Dizem, PSD e CDS, que as palavras do primeiro-ministro foram descontextualizadas. Têm toda a razão. É que o próprio primeiro-ministro que agora diz que é preciso diminuir o número de professores nas escolas portuguesas é o mesmo primeiro-ministro que lidera o governo que decidiu aumentar o número de alunos nas turmas do ensino básico, e que pôs ponto final no ensino experimental de ciências nos 2.º e 3.º ciclo. E é daqui, destas medidas, que vai resultar uma desemprego docente massivo, que afasta da escola pública a renovação geracional do corpo docente, e que vai prejudicar a qualidade da escola pública. Mesmo para a mistificação dos números e a desresponsabilização política há limites.

A mensagem de Passos Coelho é simples: as fronteiras do país são serventia da casa. Simples, mas esclarecedora sobre a confiança que o próprio Governo tem sobre a eficácia das medidas recessivas que tem vindo a coleccionar. Não vai haver quaisquer oportunidades para os jovens qualificados deste país com a política social e económica que o Governo tem vindo a colocar em prática.

O problema não é a emigração, que é uma opção individual, e que tem um longo historial no nosso país. Histórias de gerações de portugueses ao longo do século XX, gente sofrida que, com pouco ou nada mais do que a roupa que tinha no corpo, se fez à vida e foi à procura das oportunidades que aqui não encontrava. É uma história de fuga da pobreza e da estreiteza do Portugal antes de Abril, mas também de coragem e determinação. Temos orgulho disso. Hoje, Portugal é essa experiência, essa memória e coragem. Como orgulho temos de todos quantos nas últimas décadas aproveitaram a qualificação proporcionada pela escola pública criada pela democracia, e que pelo mérito encontraram lugar nas principais faculdades e centros de investigação um pouco por todo o mundo.
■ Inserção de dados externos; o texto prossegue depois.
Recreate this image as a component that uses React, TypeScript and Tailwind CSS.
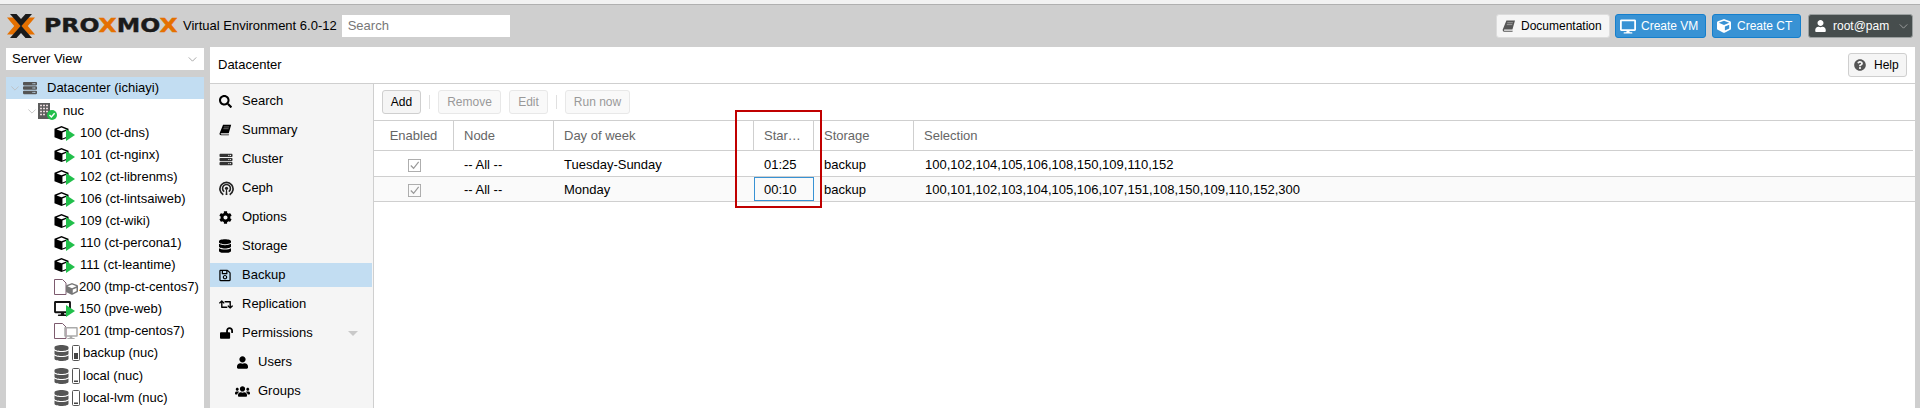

Mas as palavras do primeiro-ministro são outra história. O que esperar de um Governo que, confrontado com a crise social e as dificuldades económicas, se dirige precisamente aos jovens e aos quadros mais qualificados e lhes diz para desistirem do país?

Um primeiro-ministro que aconselha os cidadãos do seu país a emigrar reconhece, de forma bastante explícita, que não faz ideia de como governar o país.

O apelo à emigração, encarado como uma forma de resolver os problemas económicos do país, é especialmente gravoso quando efectuado pelo primeiro-ministro. De um governante espera-se responsabilidade e que aponte caminhos e soluções para os problemas encontrados, não que se comporte como os irresponsáveis que puxam o sinal de alarme no comboio sem se preocupar com o pânico social gerado pela sua atitude.

O que se espera de um primeiro-ministro, perante os números que indicam que, ao contrário do que vinha acontecendo até aqui, o desemprego está a aumentar mais significativamente entre os jovens licenciados, é que lute, apresente alternativas apara que o país possa contar com a geração mais qualificada da história portuguesa. Em vez de perceber que essa geração – jovens licenciados, jovens professores contratados, bolseiros investigadores – é imprescindível para fazer um futuro maior que a crise - não: indica a porta de saída e deseja-lhes boa sorte.

Percebemos agora melhor por que razão o PSD fez da crítica demagógica sobre as Novas Oportunidades um dos eixos da sua campanha. Não há “mega encenação” que esconda o “facilitismo” de um Governo que não tem uma palavra a dizer sobre a requalificação, ou sobre a reconversão profissional dos cidadãos. Para todos os desempregados, ou para quem quer que seja que procure uma nova oportunidade, PSD e CDS apenas têm a dizer que peguem na trouxa e vão à procura de lugar para lá das nossas fronteiras.

Na última mensagem que colocou na sua conta do Facebook, Passos Coelho afirmava, a propósito das mensagens que recebe nessa rede social, que “Felizmente tenho descoberto também nesta plataforma que muitos são os Portugueses que acreditam. Homens e mulheres inspiradores que não baixam os braços”.

Uma mensagem de suposto optimismo que contrasta com os constantes apelos para o desânimo colectivo que vêm sendo agitados, à vez, pelos membros do Governo. Há homens e mulheres que não baixam os braços, mas entre estes não está certamente Pedro Passos Coelho.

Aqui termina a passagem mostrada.